Exercise objective:
Select lines where the word "components" appears.

[start Data lines]

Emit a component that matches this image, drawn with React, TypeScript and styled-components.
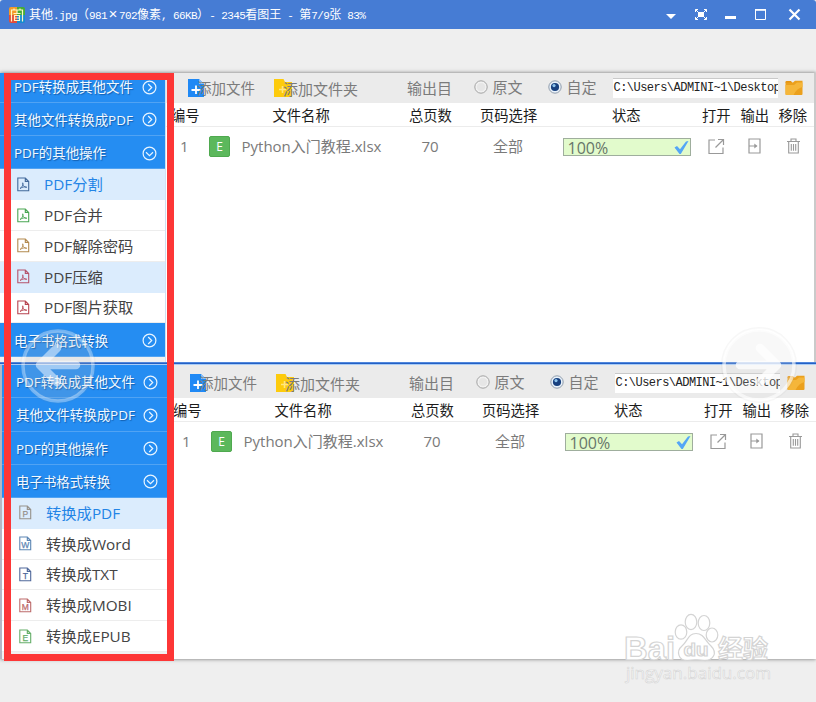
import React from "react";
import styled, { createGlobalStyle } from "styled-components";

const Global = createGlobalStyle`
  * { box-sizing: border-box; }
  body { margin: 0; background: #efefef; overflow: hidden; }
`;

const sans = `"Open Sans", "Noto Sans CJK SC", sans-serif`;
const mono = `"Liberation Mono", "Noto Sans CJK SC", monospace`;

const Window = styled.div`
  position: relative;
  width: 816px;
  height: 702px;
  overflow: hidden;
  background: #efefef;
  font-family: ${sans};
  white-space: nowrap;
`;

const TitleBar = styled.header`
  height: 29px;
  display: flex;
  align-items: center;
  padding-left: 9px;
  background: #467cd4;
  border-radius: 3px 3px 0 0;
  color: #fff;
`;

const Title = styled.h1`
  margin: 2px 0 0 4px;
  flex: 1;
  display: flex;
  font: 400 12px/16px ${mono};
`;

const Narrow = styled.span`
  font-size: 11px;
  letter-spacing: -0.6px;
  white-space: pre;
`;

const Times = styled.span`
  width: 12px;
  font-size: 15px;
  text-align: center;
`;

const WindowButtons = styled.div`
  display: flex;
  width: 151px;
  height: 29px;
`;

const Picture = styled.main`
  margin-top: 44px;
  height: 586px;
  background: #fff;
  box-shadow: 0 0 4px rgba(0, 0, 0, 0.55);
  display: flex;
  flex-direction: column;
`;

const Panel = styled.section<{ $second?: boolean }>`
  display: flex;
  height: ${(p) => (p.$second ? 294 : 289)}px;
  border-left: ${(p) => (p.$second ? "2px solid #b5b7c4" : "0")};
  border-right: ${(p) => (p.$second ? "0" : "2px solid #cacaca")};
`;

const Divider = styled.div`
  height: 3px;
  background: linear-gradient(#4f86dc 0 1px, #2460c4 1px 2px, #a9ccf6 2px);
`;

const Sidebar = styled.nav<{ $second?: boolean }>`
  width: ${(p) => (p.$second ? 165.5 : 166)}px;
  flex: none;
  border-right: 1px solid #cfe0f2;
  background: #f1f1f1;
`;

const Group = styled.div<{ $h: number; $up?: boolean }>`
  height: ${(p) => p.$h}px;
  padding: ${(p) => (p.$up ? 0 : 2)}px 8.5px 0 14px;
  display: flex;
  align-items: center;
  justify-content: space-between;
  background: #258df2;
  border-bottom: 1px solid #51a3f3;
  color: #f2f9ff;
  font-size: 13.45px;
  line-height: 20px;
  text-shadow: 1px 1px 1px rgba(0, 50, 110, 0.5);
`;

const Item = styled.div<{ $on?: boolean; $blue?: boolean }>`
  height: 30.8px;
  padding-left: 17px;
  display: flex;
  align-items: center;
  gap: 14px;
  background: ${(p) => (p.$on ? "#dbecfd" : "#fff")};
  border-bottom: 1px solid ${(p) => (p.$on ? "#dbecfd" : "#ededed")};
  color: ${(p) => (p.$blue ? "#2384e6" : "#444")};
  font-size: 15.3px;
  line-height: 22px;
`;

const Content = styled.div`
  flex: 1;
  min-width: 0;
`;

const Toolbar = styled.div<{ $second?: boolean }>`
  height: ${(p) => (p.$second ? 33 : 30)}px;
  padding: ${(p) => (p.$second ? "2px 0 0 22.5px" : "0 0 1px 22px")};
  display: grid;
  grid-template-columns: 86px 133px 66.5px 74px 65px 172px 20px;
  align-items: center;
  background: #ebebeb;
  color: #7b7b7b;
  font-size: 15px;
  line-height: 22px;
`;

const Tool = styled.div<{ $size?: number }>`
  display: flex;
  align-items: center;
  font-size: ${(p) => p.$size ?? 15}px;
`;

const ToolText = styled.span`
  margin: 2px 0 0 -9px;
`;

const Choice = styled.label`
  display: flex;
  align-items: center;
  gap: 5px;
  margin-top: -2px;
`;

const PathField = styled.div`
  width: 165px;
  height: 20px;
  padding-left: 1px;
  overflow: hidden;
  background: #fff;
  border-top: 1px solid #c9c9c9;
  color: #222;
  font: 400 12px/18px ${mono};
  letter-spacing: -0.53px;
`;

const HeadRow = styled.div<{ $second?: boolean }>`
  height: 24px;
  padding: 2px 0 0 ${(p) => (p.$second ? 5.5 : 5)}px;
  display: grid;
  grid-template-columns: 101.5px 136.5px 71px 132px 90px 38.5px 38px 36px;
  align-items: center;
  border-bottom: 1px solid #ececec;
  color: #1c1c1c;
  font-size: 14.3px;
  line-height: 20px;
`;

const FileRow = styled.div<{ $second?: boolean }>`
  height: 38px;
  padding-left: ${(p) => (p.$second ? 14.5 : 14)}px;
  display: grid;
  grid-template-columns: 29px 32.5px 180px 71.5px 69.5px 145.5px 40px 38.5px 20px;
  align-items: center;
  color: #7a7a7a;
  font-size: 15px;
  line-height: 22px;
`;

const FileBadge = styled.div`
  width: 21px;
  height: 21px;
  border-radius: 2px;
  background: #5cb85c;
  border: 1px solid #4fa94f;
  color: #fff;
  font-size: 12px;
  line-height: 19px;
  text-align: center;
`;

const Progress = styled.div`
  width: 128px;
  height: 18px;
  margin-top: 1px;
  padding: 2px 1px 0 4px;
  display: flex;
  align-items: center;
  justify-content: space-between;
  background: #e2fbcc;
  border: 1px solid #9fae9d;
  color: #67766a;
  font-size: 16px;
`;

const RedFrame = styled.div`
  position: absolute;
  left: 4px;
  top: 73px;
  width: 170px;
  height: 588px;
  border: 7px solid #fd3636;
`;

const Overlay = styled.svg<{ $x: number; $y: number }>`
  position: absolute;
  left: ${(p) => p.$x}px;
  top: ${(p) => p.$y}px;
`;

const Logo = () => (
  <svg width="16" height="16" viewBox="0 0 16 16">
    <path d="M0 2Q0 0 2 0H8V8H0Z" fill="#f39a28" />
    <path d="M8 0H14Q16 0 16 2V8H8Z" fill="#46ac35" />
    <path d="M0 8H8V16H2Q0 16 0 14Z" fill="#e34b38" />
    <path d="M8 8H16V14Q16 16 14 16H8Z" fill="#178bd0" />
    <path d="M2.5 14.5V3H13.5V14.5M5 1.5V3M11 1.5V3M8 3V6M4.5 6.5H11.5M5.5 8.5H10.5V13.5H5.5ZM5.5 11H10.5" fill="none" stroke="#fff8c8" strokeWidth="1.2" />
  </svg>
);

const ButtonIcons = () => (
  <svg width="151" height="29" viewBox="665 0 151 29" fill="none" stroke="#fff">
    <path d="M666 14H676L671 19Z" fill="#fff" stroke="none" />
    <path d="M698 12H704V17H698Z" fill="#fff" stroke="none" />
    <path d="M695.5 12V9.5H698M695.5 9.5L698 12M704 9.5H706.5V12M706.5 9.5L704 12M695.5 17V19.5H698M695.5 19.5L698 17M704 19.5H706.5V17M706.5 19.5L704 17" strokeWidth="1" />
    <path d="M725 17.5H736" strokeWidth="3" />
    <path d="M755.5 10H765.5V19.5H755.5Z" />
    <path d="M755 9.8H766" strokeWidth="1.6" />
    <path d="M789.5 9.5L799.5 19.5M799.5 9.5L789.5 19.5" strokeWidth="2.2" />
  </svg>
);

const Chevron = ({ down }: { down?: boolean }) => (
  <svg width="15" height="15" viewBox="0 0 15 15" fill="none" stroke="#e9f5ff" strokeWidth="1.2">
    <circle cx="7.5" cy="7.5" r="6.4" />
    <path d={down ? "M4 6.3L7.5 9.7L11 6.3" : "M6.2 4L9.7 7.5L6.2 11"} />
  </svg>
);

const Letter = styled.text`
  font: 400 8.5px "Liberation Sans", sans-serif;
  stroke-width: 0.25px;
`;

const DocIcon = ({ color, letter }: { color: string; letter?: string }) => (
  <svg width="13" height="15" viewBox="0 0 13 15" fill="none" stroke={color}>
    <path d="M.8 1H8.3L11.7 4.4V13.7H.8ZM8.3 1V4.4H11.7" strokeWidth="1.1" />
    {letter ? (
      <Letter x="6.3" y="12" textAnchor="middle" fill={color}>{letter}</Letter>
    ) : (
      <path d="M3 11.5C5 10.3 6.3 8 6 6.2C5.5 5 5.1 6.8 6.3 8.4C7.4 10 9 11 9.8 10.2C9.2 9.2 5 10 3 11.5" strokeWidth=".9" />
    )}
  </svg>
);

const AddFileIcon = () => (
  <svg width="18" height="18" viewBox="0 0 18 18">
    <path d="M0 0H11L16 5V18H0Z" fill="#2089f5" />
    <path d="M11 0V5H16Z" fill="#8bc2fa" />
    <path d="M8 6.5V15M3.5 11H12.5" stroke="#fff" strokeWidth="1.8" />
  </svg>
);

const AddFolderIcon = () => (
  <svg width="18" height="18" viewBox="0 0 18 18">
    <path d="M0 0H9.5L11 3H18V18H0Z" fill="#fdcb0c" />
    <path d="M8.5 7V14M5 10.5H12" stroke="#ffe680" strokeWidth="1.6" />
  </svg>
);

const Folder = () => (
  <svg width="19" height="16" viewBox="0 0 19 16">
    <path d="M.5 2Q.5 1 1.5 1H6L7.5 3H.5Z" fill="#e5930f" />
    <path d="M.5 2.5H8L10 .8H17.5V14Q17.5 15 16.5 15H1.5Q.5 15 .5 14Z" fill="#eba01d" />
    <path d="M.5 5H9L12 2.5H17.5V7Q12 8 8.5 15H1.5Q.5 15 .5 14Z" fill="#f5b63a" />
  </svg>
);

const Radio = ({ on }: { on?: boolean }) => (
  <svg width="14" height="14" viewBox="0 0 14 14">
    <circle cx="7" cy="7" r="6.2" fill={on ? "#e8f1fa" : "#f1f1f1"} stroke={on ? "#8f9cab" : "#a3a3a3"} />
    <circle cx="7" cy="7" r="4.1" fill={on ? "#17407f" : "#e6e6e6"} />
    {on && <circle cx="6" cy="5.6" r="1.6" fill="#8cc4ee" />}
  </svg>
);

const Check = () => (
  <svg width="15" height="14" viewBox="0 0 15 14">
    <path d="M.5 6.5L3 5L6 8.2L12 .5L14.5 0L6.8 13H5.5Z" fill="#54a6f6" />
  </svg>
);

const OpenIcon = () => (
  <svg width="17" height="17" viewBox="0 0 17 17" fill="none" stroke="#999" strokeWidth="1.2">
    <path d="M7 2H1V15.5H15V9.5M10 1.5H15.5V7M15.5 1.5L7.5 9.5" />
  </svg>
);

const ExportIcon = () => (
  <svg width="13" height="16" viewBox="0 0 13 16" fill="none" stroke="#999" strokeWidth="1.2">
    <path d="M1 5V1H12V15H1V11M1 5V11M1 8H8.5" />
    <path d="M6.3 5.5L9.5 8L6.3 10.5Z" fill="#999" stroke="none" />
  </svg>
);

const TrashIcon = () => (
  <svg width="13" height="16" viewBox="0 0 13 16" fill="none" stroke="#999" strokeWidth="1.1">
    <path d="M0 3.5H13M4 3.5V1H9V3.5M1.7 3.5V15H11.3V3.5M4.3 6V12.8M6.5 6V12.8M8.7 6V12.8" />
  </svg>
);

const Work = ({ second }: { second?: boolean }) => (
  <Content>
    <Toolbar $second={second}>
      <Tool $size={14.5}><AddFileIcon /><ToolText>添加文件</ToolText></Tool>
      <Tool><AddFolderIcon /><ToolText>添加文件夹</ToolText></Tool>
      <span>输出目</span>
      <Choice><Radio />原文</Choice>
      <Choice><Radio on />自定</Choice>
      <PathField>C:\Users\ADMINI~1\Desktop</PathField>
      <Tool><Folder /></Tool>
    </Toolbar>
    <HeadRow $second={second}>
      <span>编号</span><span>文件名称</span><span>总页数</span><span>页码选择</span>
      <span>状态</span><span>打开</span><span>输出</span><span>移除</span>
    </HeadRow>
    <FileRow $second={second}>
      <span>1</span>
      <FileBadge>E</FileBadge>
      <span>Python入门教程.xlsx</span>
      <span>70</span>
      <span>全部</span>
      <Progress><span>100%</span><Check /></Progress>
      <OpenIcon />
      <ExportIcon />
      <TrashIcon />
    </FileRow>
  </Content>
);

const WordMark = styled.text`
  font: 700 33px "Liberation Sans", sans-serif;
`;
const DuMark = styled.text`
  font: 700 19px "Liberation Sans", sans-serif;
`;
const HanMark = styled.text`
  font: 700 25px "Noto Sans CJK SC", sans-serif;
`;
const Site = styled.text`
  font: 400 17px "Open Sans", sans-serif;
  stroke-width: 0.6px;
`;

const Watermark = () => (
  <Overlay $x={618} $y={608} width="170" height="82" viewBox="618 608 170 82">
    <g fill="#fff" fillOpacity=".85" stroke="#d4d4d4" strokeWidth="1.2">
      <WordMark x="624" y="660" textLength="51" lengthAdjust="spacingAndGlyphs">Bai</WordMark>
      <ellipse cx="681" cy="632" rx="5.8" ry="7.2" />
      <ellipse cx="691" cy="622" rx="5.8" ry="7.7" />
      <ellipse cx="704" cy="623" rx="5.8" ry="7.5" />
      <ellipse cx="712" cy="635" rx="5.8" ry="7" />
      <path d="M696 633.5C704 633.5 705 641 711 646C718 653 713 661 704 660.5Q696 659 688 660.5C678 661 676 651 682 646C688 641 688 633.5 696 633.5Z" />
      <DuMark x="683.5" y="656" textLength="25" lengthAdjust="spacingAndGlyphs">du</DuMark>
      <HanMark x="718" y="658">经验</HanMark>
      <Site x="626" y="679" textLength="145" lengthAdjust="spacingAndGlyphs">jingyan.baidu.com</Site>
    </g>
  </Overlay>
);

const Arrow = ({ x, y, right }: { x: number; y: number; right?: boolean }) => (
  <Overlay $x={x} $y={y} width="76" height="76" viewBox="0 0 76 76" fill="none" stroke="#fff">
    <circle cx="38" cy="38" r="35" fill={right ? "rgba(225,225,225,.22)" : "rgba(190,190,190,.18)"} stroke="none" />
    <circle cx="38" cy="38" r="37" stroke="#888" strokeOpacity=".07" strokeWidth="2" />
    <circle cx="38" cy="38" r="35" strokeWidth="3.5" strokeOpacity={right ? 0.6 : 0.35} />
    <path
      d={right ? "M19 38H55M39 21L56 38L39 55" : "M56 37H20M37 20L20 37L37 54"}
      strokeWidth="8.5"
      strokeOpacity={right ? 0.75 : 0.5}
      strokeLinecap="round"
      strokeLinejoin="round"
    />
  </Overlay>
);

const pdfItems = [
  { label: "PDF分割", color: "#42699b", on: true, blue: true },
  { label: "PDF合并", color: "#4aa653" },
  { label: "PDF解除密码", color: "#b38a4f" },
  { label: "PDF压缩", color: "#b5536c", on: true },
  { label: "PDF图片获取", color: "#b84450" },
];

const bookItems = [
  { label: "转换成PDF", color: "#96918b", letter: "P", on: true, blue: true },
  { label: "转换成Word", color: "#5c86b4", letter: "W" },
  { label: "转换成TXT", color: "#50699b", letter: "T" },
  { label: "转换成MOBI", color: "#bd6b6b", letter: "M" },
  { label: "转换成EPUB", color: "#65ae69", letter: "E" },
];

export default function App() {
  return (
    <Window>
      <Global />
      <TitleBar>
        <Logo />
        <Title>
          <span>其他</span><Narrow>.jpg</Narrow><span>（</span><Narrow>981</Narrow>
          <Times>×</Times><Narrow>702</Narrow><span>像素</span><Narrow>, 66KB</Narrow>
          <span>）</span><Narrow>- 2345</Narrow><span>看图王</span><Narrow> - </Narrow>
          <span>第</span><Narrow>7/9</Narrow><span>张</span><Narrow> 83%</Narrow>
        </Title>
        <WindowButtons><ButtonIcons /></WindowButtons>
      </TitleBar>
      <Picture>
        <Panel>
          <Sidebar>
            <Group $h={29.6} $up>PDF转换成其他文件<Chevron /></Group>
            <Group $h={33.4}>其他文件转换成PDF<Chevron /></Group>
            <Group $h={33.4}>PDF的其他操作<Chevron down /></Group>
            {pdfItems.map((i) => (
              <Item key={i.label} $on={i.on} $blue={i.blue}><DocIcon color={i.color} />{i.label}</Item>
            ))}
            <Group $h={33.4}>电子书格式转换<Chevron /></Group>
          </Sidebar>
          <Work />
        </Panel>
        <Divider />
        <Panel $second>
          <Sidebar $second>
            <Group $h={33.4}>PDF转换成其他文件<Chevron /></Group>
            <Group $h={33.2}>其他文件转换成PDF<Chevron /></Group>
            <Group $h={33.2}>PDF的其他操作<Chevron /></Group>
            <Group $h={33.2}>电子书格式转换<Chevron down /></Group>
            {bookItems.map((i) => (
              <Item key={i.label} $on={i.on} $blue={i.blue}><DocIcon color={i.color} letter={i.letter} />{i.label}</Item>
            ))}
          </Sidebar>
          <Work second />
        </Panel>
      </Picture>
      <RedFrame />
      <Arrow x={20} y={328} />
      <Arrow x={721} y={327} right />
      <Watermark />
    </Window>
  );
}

[end Data lines]

Answer:
Emit a component that matches this image, drawn with React, TypeScript and styled-components.
import styled, { createGlobalStyle } from "styled-components";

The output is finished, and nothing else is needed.